Quote the listing below in full and exactly as written, but omit every picture.

DATASET CONTENT —
● ● ●

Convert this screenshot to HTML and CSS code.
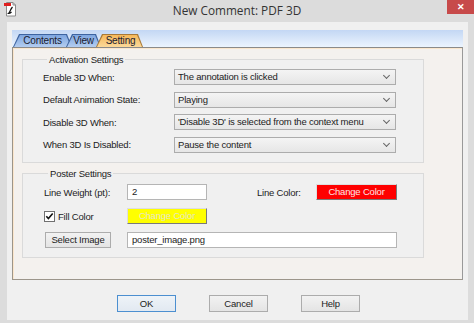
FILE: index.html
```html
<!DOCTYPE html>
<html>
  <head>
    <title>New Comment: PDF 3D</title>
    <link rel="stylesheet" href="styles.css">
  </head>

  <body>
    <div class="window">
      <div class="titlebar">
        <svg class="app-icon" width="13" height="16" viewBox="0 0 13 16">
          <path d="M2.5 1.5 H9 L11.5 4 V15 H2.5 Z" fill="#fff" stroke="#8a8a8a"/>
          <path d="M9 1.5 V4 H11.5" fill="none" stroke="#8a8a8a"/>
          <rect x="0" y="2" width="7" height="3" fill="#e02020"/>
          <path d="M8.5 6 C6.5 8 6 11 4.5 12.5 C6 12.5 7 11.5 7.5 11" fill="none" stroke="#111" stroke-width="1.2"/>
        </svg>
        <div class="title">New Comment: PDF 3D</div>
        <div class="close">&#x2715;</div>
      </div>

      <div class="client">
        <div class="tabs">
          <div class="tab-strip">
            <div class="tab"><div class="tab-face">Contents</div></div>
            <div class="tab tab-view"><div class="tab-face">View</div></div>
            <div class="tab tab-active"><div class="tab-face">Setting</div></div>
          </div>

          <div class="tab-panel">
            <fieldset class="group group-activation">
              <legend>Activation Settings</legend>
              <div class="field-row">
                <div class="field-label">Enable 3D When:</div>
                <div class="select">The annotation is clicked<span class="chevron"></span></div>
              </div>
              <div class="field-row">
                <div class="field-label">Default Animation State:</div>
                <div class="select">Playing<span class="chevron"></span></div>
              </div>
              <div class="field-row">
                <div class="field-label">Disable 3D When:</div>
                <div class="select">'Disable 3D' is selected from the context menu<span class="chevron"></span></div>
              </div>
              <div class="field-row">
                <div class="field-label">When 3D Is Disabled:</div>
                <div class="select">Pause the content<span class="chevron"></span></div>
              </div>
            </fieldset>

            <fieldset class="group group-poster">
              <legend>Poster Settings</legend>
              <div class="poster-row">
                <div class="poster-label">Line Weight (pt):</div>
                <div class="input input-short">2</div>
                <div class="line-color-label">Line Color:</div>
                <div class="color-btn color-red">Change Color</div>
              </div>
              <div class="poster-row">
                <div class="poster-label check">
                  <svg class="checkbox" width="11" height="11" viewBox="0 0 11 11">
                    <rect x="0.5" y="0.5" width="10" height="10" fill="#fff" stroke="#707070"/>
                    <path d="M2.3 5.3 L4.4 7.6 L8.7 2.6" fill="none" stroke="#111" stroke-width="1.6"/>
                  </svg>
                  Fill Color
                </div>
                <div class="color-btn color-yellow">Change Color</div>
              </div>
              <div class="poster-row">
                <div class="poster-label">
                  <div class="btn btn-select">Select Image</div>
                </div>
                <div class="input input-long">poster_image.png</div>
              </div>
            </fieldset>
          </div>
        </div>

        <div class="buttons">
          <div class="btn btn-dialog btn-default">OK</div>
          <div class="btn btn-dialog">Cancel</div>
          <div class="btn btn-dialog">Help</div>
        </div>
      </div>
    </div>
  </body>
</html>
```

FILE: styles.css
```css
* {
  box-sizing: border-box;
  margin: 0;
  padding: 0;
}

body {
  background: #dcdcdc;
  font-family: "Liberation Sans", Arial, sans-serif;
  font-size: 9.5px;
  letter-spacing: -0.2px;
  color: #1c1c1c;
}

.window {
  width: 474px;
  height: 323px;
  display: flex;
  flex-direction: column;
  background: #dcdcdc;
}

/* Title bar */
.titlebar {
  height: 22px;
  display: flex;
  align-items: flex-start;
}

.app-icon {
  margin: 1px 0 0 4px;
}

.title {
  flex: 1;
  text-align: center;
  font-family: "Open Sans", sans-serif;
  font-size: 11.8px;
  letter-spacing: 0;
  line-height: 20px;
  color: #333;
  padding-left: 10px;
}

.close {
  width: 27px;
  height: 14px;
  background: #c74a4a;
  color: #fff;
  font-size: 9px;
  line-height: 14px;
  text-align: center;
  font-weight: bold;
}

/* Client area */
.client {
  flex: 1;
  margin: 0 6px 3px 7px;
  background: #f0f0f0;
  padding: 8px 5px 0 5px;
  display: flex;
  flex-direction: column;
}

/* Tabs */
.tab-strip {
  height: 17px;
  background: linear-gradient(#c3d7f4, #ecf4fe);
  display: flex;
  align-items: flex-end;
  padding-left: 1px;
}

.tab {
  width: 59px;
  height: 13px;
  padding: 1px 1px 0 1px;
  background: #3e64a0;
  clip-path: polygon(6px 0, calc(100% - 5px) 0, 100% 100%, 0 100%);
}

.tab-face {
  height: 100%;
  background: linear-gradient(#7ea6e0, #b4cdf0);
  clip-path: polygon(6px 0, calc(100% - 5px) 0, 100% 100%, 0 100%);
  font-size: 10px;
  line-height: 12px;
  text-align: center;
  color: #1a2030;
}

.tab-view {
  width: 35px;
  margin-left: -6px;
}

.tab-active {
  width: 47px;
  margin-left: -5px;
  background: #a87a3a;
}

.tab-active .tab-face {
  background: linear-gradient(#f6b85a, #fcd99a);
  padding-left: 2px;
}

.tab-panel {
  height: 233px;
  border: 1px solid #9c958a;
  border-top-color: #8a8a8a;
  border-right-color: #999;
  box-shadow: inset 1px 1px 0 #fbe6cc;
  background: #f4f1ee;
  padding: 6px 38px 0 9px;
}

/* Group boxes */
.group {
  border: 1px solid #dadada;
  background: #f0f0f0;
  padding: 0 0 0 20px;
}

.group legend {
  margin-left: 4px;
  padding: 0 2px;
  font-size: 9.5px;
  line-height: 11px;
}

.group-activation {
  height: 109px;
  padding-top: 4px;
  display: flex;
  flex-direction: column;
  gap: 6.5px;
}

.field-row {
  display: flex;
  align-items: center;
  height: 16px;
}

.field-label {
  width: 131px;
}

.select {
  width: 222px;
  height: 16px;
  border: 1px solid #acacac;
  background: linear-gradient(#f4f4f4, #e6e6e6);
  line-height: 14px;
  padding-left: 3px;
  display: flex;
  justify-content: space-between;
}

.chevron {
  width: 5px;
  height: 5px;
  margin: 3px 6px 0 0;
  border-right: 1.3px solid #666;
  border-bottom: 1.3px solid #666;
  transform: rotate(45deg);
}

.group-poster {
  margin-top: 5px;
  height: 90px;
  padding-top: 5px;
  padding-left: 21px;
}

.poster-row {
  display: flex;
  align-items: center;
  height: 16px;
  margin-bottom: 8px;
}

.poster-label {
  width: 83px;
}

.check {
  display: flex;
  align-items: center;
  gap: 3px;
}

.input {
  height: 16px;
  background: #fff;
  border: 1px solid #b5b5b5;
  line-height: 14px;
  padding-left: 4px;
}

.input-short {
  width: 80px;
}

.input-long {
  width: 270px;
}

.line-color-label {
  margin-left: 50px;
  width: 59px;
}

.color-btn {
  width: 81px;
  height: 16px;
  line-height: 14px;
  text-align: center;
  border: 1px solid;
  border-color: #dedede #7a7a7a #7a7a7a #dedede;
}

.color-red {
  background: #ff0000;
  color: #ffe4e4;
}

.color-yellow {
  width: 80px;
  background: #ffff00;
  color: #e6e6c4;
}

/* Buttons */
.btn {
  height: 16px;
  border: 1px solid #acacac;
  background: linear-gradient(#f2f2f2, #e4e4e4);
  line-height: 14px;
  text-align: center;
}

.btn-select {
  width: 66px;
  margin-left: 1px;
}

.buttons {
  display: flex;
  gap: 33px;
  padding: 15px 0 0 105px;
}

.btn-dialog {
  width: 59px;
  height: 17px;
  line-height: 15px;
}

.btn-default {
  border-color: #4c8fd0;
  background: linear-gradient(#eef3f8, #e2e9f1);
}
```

● ● ●

ANSWER TO THIS PROBLEM —
Convert this screenshot to HTML and CSS code.
FILE: index.html
```html
<!DOCTYPE html>
<html>
  <head>
    <title>New Comment: PDF 3D</title>
    <link rel="stylesheet" href="styles.css">
  </head>

  <body>
    <div class="window">
      <div class="titlebar">
        <svg class="app-icon" width="13" height="16" viewBox="0 0 13 16">
          <path d="M2.5 1.5 H9 L11.5 4 V15 H2.5 Z" fill="#fff" stroke="#8a8a8a"/>
          <path d="M9 1.5 V4 H11.5" fill="none" stroke="#8a8a8a"/>
          <rect x="0" y="2" width="7" height="3" fill="#e02020"/>
          <path d="M8.5 6 C6.5 8 6 11 4.5 12.5 C6 12.5 7 11.5 7.5 11" fill="none" stroke="#111" stroke-width="1.2"/>
        </svg>
        <div class="title">New Comment: PDF 3D</div>
        <div class="close">&#x2715;</div>
      </div>

      <div class="client">
        <div class="tabs">
          <div class="tab-strip">
            <div class="tab"><div class="tab-face">Contents</div></div>
            <div class="tab tab-view"><div class="tab-face">View</div></div>
            <div class="tab tab-active"><div class="tab-face">Setting</div></div>
          </div>

          <div class="tab-panel">
            <fieldset class="group group-activation">
              <legend>Activation Settings</legend>
              <div class="field-row">
                <div class="field-label">Enable 3D When:</div>
                <div class="select">The annotation is clicked<span class="chevron"></span></div>
              </div>
              <div class="field-row">
                <div class="field-label">Default Animation State:</div>
                <div class="select">Playing<span class="chevron"></span></div>
              </div>
              <div class="field-row">
                <div class="field-label">Disable 3D When:</div>
                <div class="select">'Disable 3D' is selected from the context menu<span class="chevron"></span></div>
              </div>
              <div class="field-row">
                <div class="field-label">When 3D Is Disabled:</div>
                <div class="select">Pause the content<span class="chevron"></span></div>
              </div>
            </fieldset>

            <fieldset class="group group-poster">
              <legend>Poster Settings</legend>
              <div class="poster-row">
                <div class="poster-label">Line Weight (pt):</div>
                <div class="input input-short">2</div>
                <div class="line-color-label">Line Color:</div>
                <div class="color-btn color-red">Change Color</div>
              </div>
              <div class="poster-row">
                <div class="poster-label check">
                  <svg class="checkbox" width="11" height="11" viewBox="0 0 11 11">
                    <rect x="0.5" y="0.5" width="10" height="10" fill="#fff" stroke="#707070"/>
                    <path d="M2.3 5.3 L4.4 7.6 L8.7 2.6" fill="none" stroke="#111" stroke-width="1.6"/>
                  </svg>
                  Fill Color
                </div>
                <div class="color-btn color-yellow">Change Color</div>
              </div>
              <div class="poster-row">
                <div class="poster-label">
                  <div class="btn btn-select">Select Image</div>
                </div>
                <div class="input input-long">poster_image.png</div>
              </div>
            </fieldset>
          </div>
        </div>

        <div class="buttons">
          <div class="btn btn-dialog btn-default">OK</div>
          <div class="btn btn-dialog">Cancel</div>
          <div class="btn btn-dialog">Help</div>
        </div>
      </div>
    </div>
  </body>
</html>
```

FILE: styles.css
```css
* {
  box-sizing: border-box;
  margin: 0;
  padding: 0;
}

body {
  background: #dcdcdc;
  font-family: "Liberation Sans", Arial, sans-serif;
  font-size: 9.5px;
  letter-spacing: -0.2px;
  color: #1c1c1c;
}

.window {
  width: 474px;
  height: 323px;
  display: flex;
  flex-direction: column;
  background: #dcdcdc;
}

/* Title bar */
.titlebar {
  height: 22px;
  display: flex;
  align-items: flex-start;
}

.app-icon {
  margin: 1px 0 0 4px;
}

.title {
  flex: 1;
  text-align: center;
  font-family: "Open Sans", sans-serif;
  font-size: 11.8px;
  letter-spacing: 0;
  line-height: 20px;
  color: #333;
  padding-left: 10px;
}

.close {
  width: 27px;
  height: 14px;
  background: #c74a4a;
  color: #fff;
  font-size: 9px;
  line-height: 14px;
  text-align: center;
  font-weight: bold;
}

/* Client area */
.client {
  flex: 1;
  margin: 0 6px 3px 7px;
  background: #f0f0f0;
  padding: 8px 5px 0 5px;
  display: flex;
  flex-direction: column;
}

/* Tabs */
.tab-strip {
  height: 17px;
  background: linear-gradient(#c3d7f4, #ecf4fe);
  display: flex;
  align-items: flex-end;
  padding-left: 1px;
}

.tab {
  width: 59px;
  height: 13px;
  padding: 1px 1px 0 1px;
  background: #3e64a0;
  clip-path: polygon(6px 0, calc(100% - 5px) 0, 100% 100%, 0 100%);
}

.tab-face {
  height: 100%;
  background: linear-gradient(#7ea6e0, #b4cdf0);
  clip-path: polygon(6px 0, calc(100% - 5px) 0, 100% 100%, 0 100%);
  font-size: 10px;
  line-height: 12px;
  text-align: center;
  color: #1a2030;
}

.tab-view {
  width: 35px;
  margin-left: -6px;
}

.tab-active {
  width: 47px;
  margin-left: -5px;
  background: #a87a3a;
}

.tab-active .tab-face {
  background: linear-gradient(#f6b85a, #fcd99a);
  padding-left: 2px;
}

.tab-panel {
  height: 233px;
  border: 1px solid #9c958a;
  border-top-color: #8a8a8a;
  border-right-color: #999;
  box-shadow: inset 1px 1px 0 #fbe6cc;
  background: #f4f1ee;
  padding: 6px 38px 0 9px;
}

/* Group boxes */
.group {
  border: 1px solid #dadada;
  background: #f0f0f0;
  padding: 0 0 0 20px;
}

.group legend {
  margin-left: 4px;
  padding: 0 2px;
  font-size: 9.5px;
  line-height: 11px;
}

.group-activation {
  height: 109px;
  padding-top: 4px;
  display: flex;
  flex-direction: column;
  gap: 6.5px;
}

.field-row {
  display: flex;
  align-items: center;
  height: 16px;
}

.field-label {
  width: 131px;
}

.select {
  width: 222px;
  height: 16px;
  border: 1px solid #acacac;
  background: linear-gradient(#f4f4f4, #e6e6e6);
  line-height: 14px;
  padding-left: 3px;
  display: flex;
  justify-content: space-between;
}

.chevron {
  width: 5px;
  height: 5px;
  margin: 3px 6px 0 0;
  border-right: 1.3px solid #666;
  border-bottom: 1.3px solid #666;
  transform: rotate(45deg);
}

.group-poster {
  margin-top: 5px;
  height: 90px;
  padding-top: 5px;
  padding-left: 21px;
}

.poster-row {
  display: flex;
  align-items: center;
  height: 16px;
  margin-bottom: 8px;
}

.poster-label {
  width: 83px;
}

.check {
  display: flex;
  align-items: center;
  gap: 3px;
}

.input {
  height: 16px;
  background: #fff;
  border: 1px solid #b5b5b5;
  line-height: 14px;
  padding-left: 4px;
}

.input-short {
  width: 80px;
}

.input-long {
  width: 270px;
}

.line-color-label {
  margin-left: 50px;
  width: 59px;
}

.color-btn {
  width: 81px;
  height: 16px;
  line-height: 14px;
  text-align: center;
  border: 1px solid;
  border-color: #dedede #7a7a7a #7a7a7a #dedede;
}

.color-red {
  background: #ff0000;
  color: #ffe4e4;
}

.color-yellow {
  width: 80px;
  background: #ffff00;
  color: #e6e6c4;
}

/* Buttons */
.btn {
  height: 16px;
  border: 1px solid #acacac;
  background: linear-gradient(#f2f2f2, #e4e4e4);
  line-height: 14px;
  text-align: center;
}

.btn-select {
  width: 66px;
  margin-left: 1px;
}

.buttons {
  display: flex;
  gap: 33px;
  padding: 15px 0 0 105px;
}

.btn-dialog {
  width: 59px;
  height: 17px;
  line-height: 15px;
}

.btn-default {
  border-color: #4c8fd0;
  background: linear-gradient(#eef3f8, #e2e9f1);
}
```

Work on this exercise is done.